After seeing a couple very skewed box plots in a PLOS Biology paper, I got to thinking again about box plot alternatives. Here are four box plots from Figure 1G (rotated to fit better).

Each box plot represents about 1300 data values, and even at that moderate size, the “outliers” are too numerous to distinguish. Besides that, the extremely short whiskers are hard to naturally parse and should trigger Tukey’s advice: “finding the whiskers so short, … become suspicious [and] see more detail”. I made this a detailed view of the raw data.

Each data value is a tiny dot placed on a hexagonal grid to avoid overstriking. A less raw version confines the dots to a violin plot (kernel density estimate) envelope with some overstriking in the densest parts.

While the original box plots are working just as designed, I wonder if authors should recognize the situation and choose a view that lets the suspicious reader see more detail. That got me wondering whether a box-plot-like summary could preserve simplicity while representing the skewed data more directly.”
Quintile Area strip plots
Naturally I wanted to try all the views in my Data Strips web app, and I came up with another view to try that might maintain the simplicity of a box plot: a quintile area box plot. That is, each quintile is a box whose height is proportional to its data density. As a result, each box has the same area (conditioned by lower and upper limits). That would address one of Nick Desbarats‘s primary shortcomings of the box plot: when a thin line represents as much data as a thick box.
I updated the app the included Quintile Area and Quartile Area strips; The latter should closely parallel a box plot without outliers. Here are all 16 views of the first box plot (green) above.

The new area plots (near the bottom just above the box plots) do indeed give a stronger indication of the skewness.

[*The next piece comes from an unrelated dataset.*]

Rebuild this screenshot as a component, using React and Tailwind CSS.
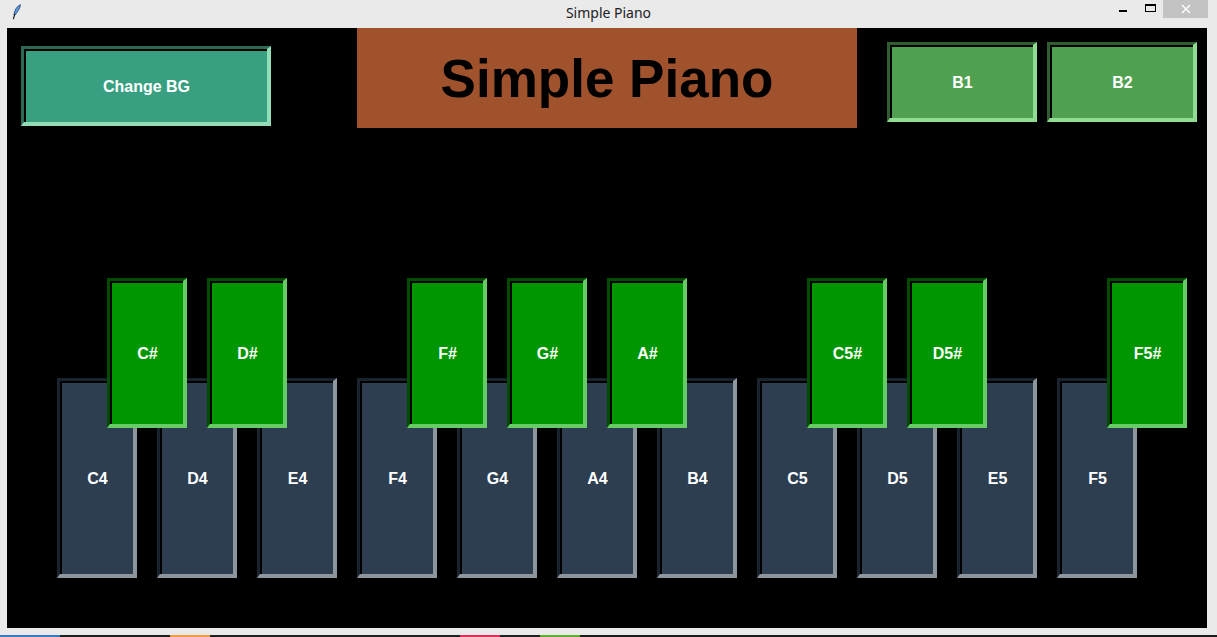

The rightmost quintile box is height-constrained in this case, which violates the equal-area goal, but could be accounted for by a careful reader.
Regarding other views While I’m starting to see the folly of my inventions based on shortest-half metrics (generally too sensitive), they do a decent job here and even capture the smaller concentration of values at the low end. And I still like my “HDR 5/50/90” in general, and it does well here.
Here are all the views for the second (orange) original box plot.

The smattering of data values below the apparent low value is a complication, but the area charts do decently. The Shortest variants are best at dealing with that complication. Also, the outlier rule for “Grubbs Box” eliminated the outliers from the 1.5 IQR rule of “Tukey Box”.
Finally, here is the third (blue) original box plot. (The fourth is too similar to call out.)

The alternatives also do well for this moderately skewed case, and the outlier rule for “Grubbs Box” helps again.
Normal data
Just as the area box strips were looking promising as a general-purpose distribution view, testing them on random Gaussian data revealed a sobering result. Here are the Quintile Area, Quartile Area and Grubbs Box strips for several differently seeded random Gaussian draws.




“Less is more” strikes again! And also “more is less” because the more detail of the area plots gives less of an expectation that the underlying distribution is Gaussian. The heights, being essentially aligned positions on a common baseline, is too strong of an encoding channel to ignore, so any variation looks significant. And even when the heights are similar, it’s hard not to rank them.
Comparing the quartile area plot to the box plot in the last group highlights the issue. The fact that the Q2 box has a higher data density is encoded in both versions, by height + inverse width in the area plot and by inverse width in the box plot, but the box plot version somehow looks more Gaussian-compatible.
And it gets worse with small data sets: 13 values from a Gaussian:

These feel like deal-breakers for general usage, but I’m leaving them in the Data Strips app, at least as a cautionary example. I’ve also added the three “bacteria” data sets to the app.
Box Plots redeemed
Though shortcomings still exist, this exercise has given me greater insight into the strengths of box plots. Lower precision visual encodings (end-to-end lengths instead of side-by-side heights) is a strength instead of a weakness. And in a way, the forced focus on the center via Q2+median+Q3 gives a view of an aspirational Gaussian data distribution. Or another interpretation: the box plot has a high tolerance for “normal” variation and still gives some signal in case of extreme variation.